===== DATA
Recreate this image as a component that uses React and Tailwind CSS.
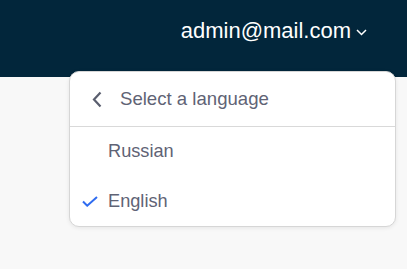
export default function App() {
  return (
    <div className="relative w-[407px] h-[269px] bg-[#f8f8f8] overflow-hidden" style={{ fontFamily: '"Liberation Sans", Arial, sans-serif' }}>
      <header className="h-[77px] bg-[#02263b] flex justify-end items-start pt-[17px] pr-[40px]">
        <div className="flex items-center text-white text-[22px] leading-[28px]">
          <span>admin@mail.com</span>
          <svg width="11" height="7" viewBox="0 0 11 7" className="ml-[5px] mt-[2px]" fill="none" stroke="white" strokeWidth="1.5">
            <path d="M1 1l4.5 4.5L10 1" />
          </svg>
        </div>
      </header>
      <div className="absolute left-[69px] top-[71px] w-[327px] bg-white border border-[#d6d6d6] rounded-[10px] shadow-[0_1px_4px_rgba(0,0,0,0.08)]">
        <div className="h-[55px] flex items-center border-b border-[#d9d9d9]">
          <svg width="10" height="17" viewBox="0 0 10 17" className="ml-[22px]" fill="none" stroke="#5a5e6e" strokeWidth="2.2">
            <path d="M8.5 1.5L2 8.5l6.5 7" />
          </svg>
          <span className="ml-[18px] text-[18.6px] text-[#5f6375]">Select a language</span>
        </div>
        <div className="h-[50px] flex items-center pl-[38px] text-[18.2px] text-[#5f6375]">Russian</div>
        <div className="h-[49px] flex items-center text-[18.2px] text-[#5f6375]">
          <svg width="16" height="11" viewBox="0 0 16 11" className="ml-[12px]" fill="none" stroke="#2f6cf0" strokeWidth="2">
            <path d="M1 5.5l4.2 4.2L15 1" />
          </svg>
          <span className="ml-[10px]">English</span>
        </div>
      </div>
    </div>
  );
}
==========
Reproduce the material above in full, exactly, with no images.

Recreate this image as a component that uses React and Tailwind CSS.
export default function App() {
  return (
    <div className="relative w-[407px] h-[269px] bg-[#f8f8f8] overflow-hidden" style={{ fontFamily: '"Liberation Sans", Arial, sans-serif' }}>
      <header className="h-[77px] bg-[#02263b] flex justify-end items-start pt-[17px] pr-[40px]">
        <div className="flex items-center text-white text-[22px] leading-[28px]">
          <span>admin@mail.com</span>
          <svg width="11" height="7" viewBox="0 0 11 7" className="ml-[5px] mt-[2px]" fill="none" stroke="white" strokeWidth="1.5">
            <path d="M1 1l4.5 4.5L10 1" />
          </svg>
        </div>
      </header>
      <div className="absolute left-[69px] top-[71px] w-[327px] bg-white border border-[#d6d6d6] rounded-[10px] shadow-[0_1px_4px_rgba(0,0,0,0.08)]">
        <div className="h-[55px] flex items-center border-b border-[#d9d9d9]">
          <svg width="10" height="17" viewBox="0 0 10 17" className="ml-[22px]" fill="none" stroke="#5a5e6e" strokeWidth="2.2">
            <path d="M8.5 1.5L2 8.5l6.5 7" />
          </svg>
          <span className="ml-[18px] text-[18.6px] text-[#5f6375]">Select a language</span>
        </div>
        <div className="h-[50px] flex items-center pl-[38px] text-[18.2px] text-[#5f6375]">Russian</div>
        <div className="h-[49px] flex items-center text-[18.2px] text-[#5f6375]">
          <svg width="16" height="11" viewBox="0 0 16 11" className="ml-[12px]" fill="none" stroke="#2f6cf0" strokeWidth="2">
            <path d="M1 5.5l4.2 4.2L15 1" />
          </svg>
          <span className="ml-[10px]">English</span>
        </div>
      </div>
    </div>
  );
}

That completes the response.